A 19 de Março de cada ano
comemora-se o dia do pai, sendo no entanto já falecido o meu há vinte anos,
gostaria de poder tributar-lhe homenagem, escrevendo algo sobre um homem cujas
palavras não foram dignas de ser registadas.
Este personagem tem-me intrigado
por causa do seu silêncio, porque o mesmo parece estar recheado de sentido,
propósito e até quem sabe de ensino para todos nós.
É impossível que ao longo de
trinta anos José nunca tenha partilhado qualquer tipo de diálogo construtivo
com o seu filho adoptivo. Durante todo esse tempo os dois partilharam a mesma
casa, a mesma mesa, a mesma carpintaria, onde um era aprendiz, o
outro o instrutor; e em qualquer destes
ambientes haver comunicação verbal é simplesmente natural, assim como numa
relação tão chegada haver momentos marcantes entre pai e filho dos quais se
pudessem recordar e alegrar.
Embora aos olhos dos
evangelistas, tenham sido de pouca relevância as palavras de José, todavia suas
atitudes não passaram despercebidas. Uma das características registadas por
Mateus, é de que este homem era justo, com toda a certeza também temia a Deus,
era conhecedor das profecias concernentes ao Messias e aguardava com todo o
fervor a manifestação daquele que era a esperança de Israel, no entanto, longe
estava de pensar que tudo isso iria acontecer no seu tempo e com a sua
participação activa em todos os acontecimentos.
O pai do carpinteiro de Nazaré
conhecia tão bem a lei do seu Deus, assim como os pensamentos e sentimentos do
seu legislador. Bem-aventurada a família que ouviu dele as palavras que nunca
foram escritas e o mundo que contemplou a nobreza dos seus feitos.
Era carpinteiro, mas procedia
como se fosse um príncipe, os mais nobres palácios do seu tempo não eram dignos
de que ele os pisasse com a planta dos seus pés.
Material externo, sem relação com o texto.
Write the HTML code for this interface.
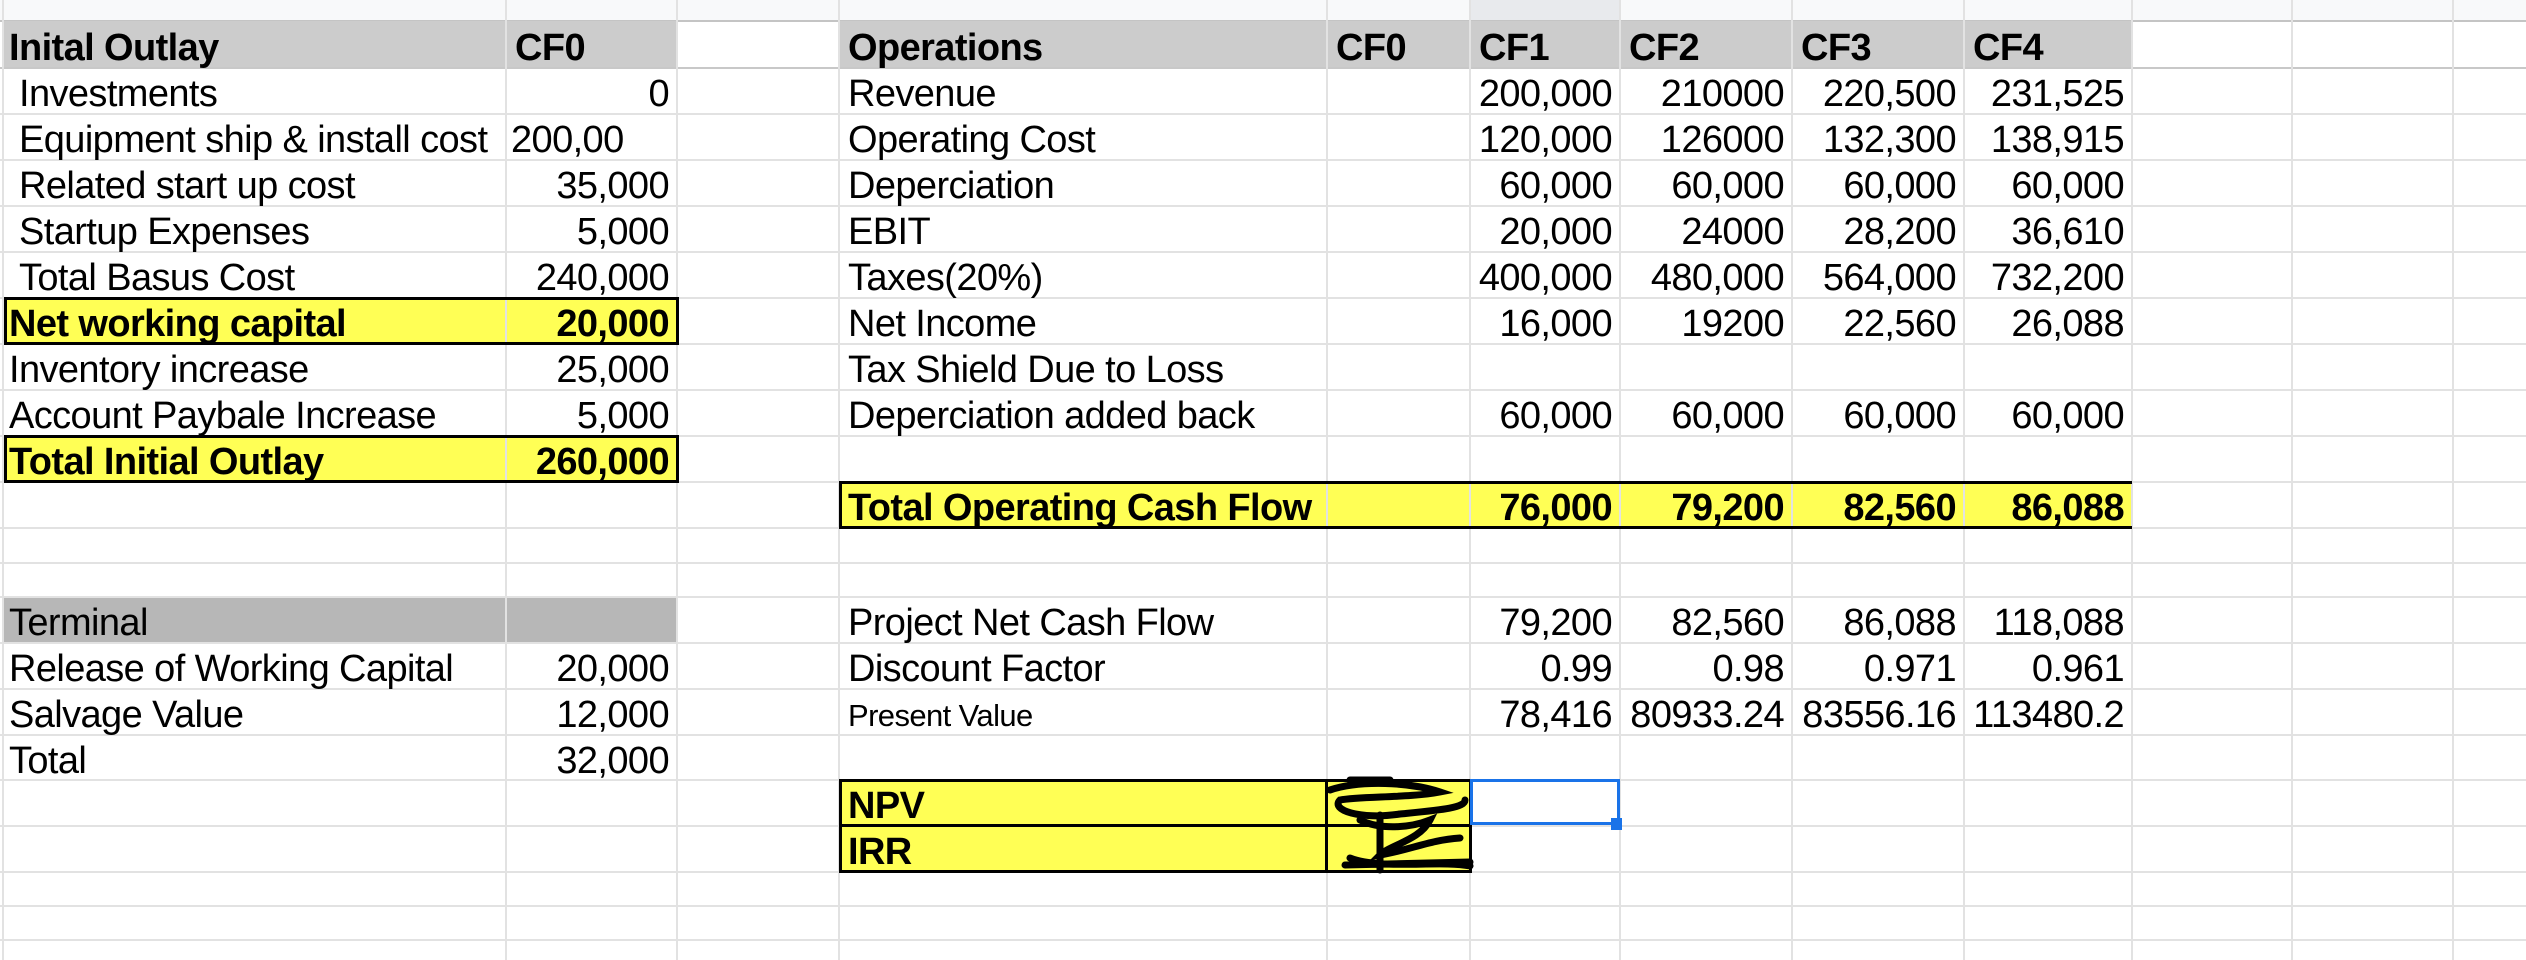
<!DOCTYPE html>
<html><head><meta charset="utf-8">
<style>
html,body{margin:0;padding:0;width:2526px;height:960px;overflow:hidden;background:#fff;position:relative;font-family:"Liberation Sans",Arial,sans-serif;color:#000}
.hl{position:absolute;left:0;width:2526px;height:2px;background:#e2e2e2}
.vl{position:absolute;top:0;height:960px;width:2px;background:#e2e2e2}
.bg{position:absolute}
.c{position:absolute;display:flex;align-items:flex-end;box-sizing:border-box;padding:0 8px 0 7px;font-size:38px;line-height:39px;letter-spacing:-0.6px;white-space:nowrap;height:46px}
.r{justify-content:flex-end;padding-right:8px}
.b{font-weight:bold}
.blk{position:absolute;background:#000}
</style></head><body>
<div class="bg" style="left:0;top:0;width:2526px;height:21px;background:#f8f9fa"></div>
<div class="bg" style="left:1470px;top:0;width:150px;height:21px;background:#e8eaed"></div>
<div class="bg" style="left:0;top:20px;width:2526px;height:2px;background:#c4c4c4"></div>

<div class="bg" style="left:4px;top:21px;width:673px;height:47px;background:#cccccc"></div>
<div class="bg" style="left:839px;top:21px;width:1293px;height:47px;background:#cccccc"></div>
<div class="bg" style="left:4px;top:597px;width:673px;height:46px;background:#b7b7b7"></div>
<div class="bg" style="left:4px;top:298px;width:673px;height:46px;background:#ffff55"></div>
<div class="bg" style="left:4px;top:436px;width:673px;height:46px;background:#ffff55"></div>
<div class="bg" style="left:839px;top:482px;width:1293px;height:46px;background:#ffff55"></div>
<div class="bg" style="left:839px;top:780px;width:631px;height:92px;background:#ffff55"></div>

<div class="hl" style="top:67px;background:#c8c8c8"></div>
<div class="hl" style="top:113px"></div><div class="hl" style="top:159px"></div><div class="hl" style="top:205px"></div>
<div class="hl" style="top:251px"></div><div class="hl" style="top:297px"></div><div class="hl" style="top:343px"></div>
<div class="hl" style="top:389px"></div><div class="hl" style="top:435px"></div><div class="hl" style="top:481px"></div>
<div class="hl" style="top:527px"></div><div class="hl" style="top:562px"></div><div class="hl" style="top:596px"></div>
<div class="hl" style="top:642px"></div><div class="hl" style="top:688px"></div><div class="hl" style="top:734px"></div>
<div class="hl" style="top:779px"></div><div class="hl" style="top:825px"></div><div class="hl" style="top:871px"></div>
<div class="hl" style="top:905px"></div><div class="hl" style="top:939px"></div>
<div class="vl" style="left:2px"></div><div class="vl" style="left:505px"></div><div class="vl" style="left:676px"></div>
<div class="vl" style="left:838px"></div><div class="vl" style="left:1326px"></div><div class="vl" style="left:1469px"></div>
<div class="vl" style="left:1619px"></div><div class="vl" style="left:1791px"></div><div class="vl" style="left:1963px"></div>
<div class="vl" style="left:2131px"></div><div class="vl" style="left:2291px"></div><div class="vl" style="left:2452px"></div>

<div class="blk" style="left:4px;top:297px;width:675px;height:3px"></div>
<div class="blk" style="left:4px;top:342px;width:675px;height:3px"></div>
<div class="blk" style="left:4px;top:297px;width:3px;height:48px"></div>
<div class="blk" style="left:676px;top:297px;width:3px;height:48px"></div>
<div class="blk" style="left:4px;top:435px;width:675px;height:3px"></div>
<div class="blk" style="left:4px;top:480px;width:675px;height:3px"></div>
<div class="blk" style="left:4px;top:435px;width:3px;height:48px"></div>
<div class="blk" style="left:676px;top:435px;width:3px;height:48px"></div>
<div class="blk" style="left:839px;top:481px;width:1293px;height:3px"></div>
<div class="blk" style="left:839px;top:526px;width:1293px;height:3px"></div>
<div class="blk" style="left:839px;top:481px;width:3px;height:48px"></div>
<div class="blk" style="left:839px;top:779px;width:633px;height:3px"></div>
<div class="blk" style="left:839px;top:824px;width:633px;height:3px"></div>
<div class="blk" style="left:839px;top:870px;width:633px;height:3px"></div>
<div class="blk" style="left:839px;top:779px;width:3px;height:94px"></div>
<div class="blk" style="left:1325px;top:779px;width:3px;height:94px"></div>
<div class="blk" style="left:1469px;top:779px;width:3px;height:94px"></div>

<div class="bg" style="left:1470px;top:779px;width:150px;height:46px;border:3px solid #1a73e8;box-sizing:border-box"></div>
<div class="bg" style="left:1611px;top:818px;width:11px;height:12px;background:#1a73e8"></div>

<div class="c b" style="left:2px;top:22px">Inital Outlay</div>
<div class="c b" style="left:508px;top:22px">CF0</div>
<div class="c" style="left:12px;top:68px">Investments</div><div class="c r" style="left:506px;top:68px;width:171px">0</div>
<div class="c" style="left:12px;top:114px">Equipment ship &amp; install cost</div><div class="c" style="left:504px;top:114px">200,00</div>
<div class="c" style="left:12px;top:160px">Related start up cost</div><div class="c r" style="left:506px;top:160px;width:171px">35,000</div>
<div class="c" style="left:12px;top:206px">Startup Expenses</div><div class="c r" style="left:506px;top:206px;width:171px">5,000</div>
<div class="c" style="left:12px;top:252px">Total Basus Cost</div><div class="c r" style="left:506px;top:252px;width:171px">240,000</div>
<div class="c b" style="left:2px;top:298px">Net working capital</div><div class="c r b" style="left:506px;top:298px;width:171px">20,000</div>
<div class="c" style="left:2px;top:344px">Inventory increase</div><div class="c r" style="left:506px;top:344px;width:171px">25,000</div>
<div class="c" style="left:2px;top:390px">Account Paybale Increase</div><div class="c r" style="left:506px;top:390px;width:171px">5,000</div>
<div class="c b" style="left:2px;top:436px">Total Initial Outlay</div><div class="c r b" style="left:506px;top:436px;width:171px">260,000</div>
<div class="c" style="left:2px;top:597px">Terminal</div>
<div class="c" style="left:2px;top:643px">Release of Working Capital</div><div class="c r" style="left:506px;top:643px;width:171px">20,000</div>
<div class="c" style="left:2px;top:689px">Salvage Value</div><div class="c r" style="left:506px;top:689px;width:171px">12,000</div>
<div class="c" style="left:2px;top:735px">Total</div><div class="c r" style="left:506px;top:735px;width:171px">32,000</div>

<div class="c b" style="left:841px;top:22px">Operations</div>
<div class="c b" style="left:1329px;top:22px">CF0</div>
<div class="c b" style="left:1472px;top:22px">CF1</div>
<div class="c b" style="left:1622px;top:22px">CF2</div>
<div class="c b" style="left:1794px;top:22px">CF3</div>
<div class="c b" style="left:1966px;top:22px">CF4</div>

<div class="c" style="left:841px;top:68px">Revenue</div>
<div class="c r" style="left:1470px;top:68px;width:150px">200,000</div><div class="c r" style="left:1620px;top:68px;width:172px">210000</div><div class="c r" style="left:1792px;top:68px;width:172px">220,500</div><div class="c r" style="left:1964px;top:68px;width:168px">231,525</div>
<div class="c" style="left:841px;top:114px">Operating Cost</div>
<div class="c r" style="left:1470px;top:114px;width:150px">120,000</div><div class="c r" style="left:1620px;top:114px;width:172px">126000</div><div class="c r" style="left:1792px;top:114px;width:172px">132,300</div><div class="c r" style="left:1964px;top:114px;width:168px">138,915</div>
<div class="c" style="left:841px;top:160px">Deperciation</div>
<div class="c r" style="left:1470px;top:160px;width:150px">60,000</div><div class="c r" style="left:1620px;top:160px;width:172px">60,000</div><div class="c r" style="left:1792px;top:160px;width:172px">60,000</div><div class="c r" style="left:1964px;top:160px;width:168px">60,000</div>
<div class="c" style="left:841px;top:206px">EBIT</div>
<div class="c r" style="left:1470px;top:206px;width:150px">20,000</div><div class="c r" style="left:1620px;top:206px;width:172px">24000</div><div class="c r" style="left:1792px;top:206px;width:172px">28,200</div><div class="c r" style="left:1964px;top:206px;width:168px">36,610</div>
<div class="c" style="left:841px;top:252px">Taxes(20%)</div>
<div class="c r" style="left:1470px;top:252px;width:150px">400,000</div><div class="c r" style="left:1620px;top:252px;width:172px">480,000</div><div class="c r" style="left:1792px;top:252px;width:172px">564,000</div><div class="c r" style="left:1964px;top:252px;width:168px">732,200</div>
<div class="c" style="left:841px;top:298px">Net Income</div>
<div class="c r" style="left:1470px;top:298px;width:150px">16,000</div><div class="c r" style="left:1620px;top:298px;width:172px">19200</div><div class="c r" style="left:1792px;top:298px;width:172px">22,560</div><div class="c r" style="left:1964px;top:298px;width:168px">26,088</div>
<div class="c" style="left:841px;top:344px">Tax Shield Due to Loss</div>
<div class="c" style="left:841px;top:390px">Deperciation added back</div>
<div class="c r" style="left:1470px;top:390px;width:150px">60,000</div><div class="c r" style="left:1620px;top:390px;width:172px">60,000</div><div class="c r" style="left:1792px;top:390px;width:172px">60,000</div><div class="c r" style="left:1964px;top:390px;width:168px">60,000</div>
<div class="c b" style="left:841px;top:482px">Total Operating Cash Flow</div>
<div class="c r b" style="left:1470px;top:482px;width:150px">76,000</div><div class="c r b" style="left:1620px;top:482px;width:172px">79,200</div><div class="c r b" style="left:1792px;top:482px;width:172px">82,560</div><div class="c r b" style="left:1964px;top:482px;width:168px">86,088</div>
<div class="c" style="left:841px;top:597px">Project Net Cash Flow</div>
<div class="c r" style="left:1470px;top:597px;width:150px">79,200</div><div class="c r" style="left:1620px;top:597px;width:172px">82,560</div><div class="c r" style="left:1792px;top:597px;width:172px">86,088</div><div class="c r" style="left:1964px;top:597px;width:168px">118,088</div>
<div class="c" style="left:841px;top:643px">Discount Factor</div>
<div class="c r" style="left:1470px;top:643px;width:150px">0.99</div><div class="c r" style="left:1620px;top:643px;width:172px">0.98</div><div class="c r" style="left:1792px;top:643px;width:172px">0.971</div><div class="c r" style="left:1964px;top:643px;width:168px">0.961</div>
<div class="c" style="left:841px;top:689px;font-size:31px">Present Value</div>
<div class="c r" style="left:1470px;top:689px;width:150px">78,416</div><div class="c r" style="left:1620px;top:689px;width:172px">80933.24</div><div class="c r" style="left:1792px;top:689px;width:172px">83556.16</div><div class="c r" style="left:1964px;top:689px;width:168px">113480.2</div>
<div class="c b" style="left:841px;top:780px">NPV</div>
<div class="c b" style="left:841px;top:826px">IRR</div>

<svg style="position:absolute;left:1320px;top:770px" width="160" height="110" viewBox="0 0 160 110">
<g fill="none" stroke="#000" stroke-width="7" stroke-linecap="round">
<path d="M30 10 L70 10"/>
<path d="M10 20 C40 10 90 12 120 22 C90 28 40 26 20 30 C10 40 40 50 80 44 C120 40 145 38 145 30"/>
<path d="M40 50 C60 60 90 58 110 50 C100 70 70 75 60 85 C90 80 110 70 140 68"/>
<path d="M25 95 L150 92 M30 88 C60 100 120 90 150 96 M60 45 L60 100"/>
</g></svg>
</body></html>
Em termos de serviço prestado
a Deus, envergonha todos quantos enveredaram pela futilidade e inutilidade do
celibato e vida monástica a pretexto de maior consagração a Deus. Nunca
frequentou nenhuma faculdade, nem seminário teológico ou escola de rabinos, no
entanto a todos nós dá uma grande lição, colocando ao serviço do seu Senhor,
tudo quanto era e possuía. Perante tal grandeza de espírito, o mundo emudeceu e
não houve palavras para o descrever. De alguém assim, é para mim privilégio,
poder esquadrinhar nas entrelinhas, os pormenores, os gestos e atitudes que
fizeram toda a diferença na vida daquele que se tornou o salvador do mundo.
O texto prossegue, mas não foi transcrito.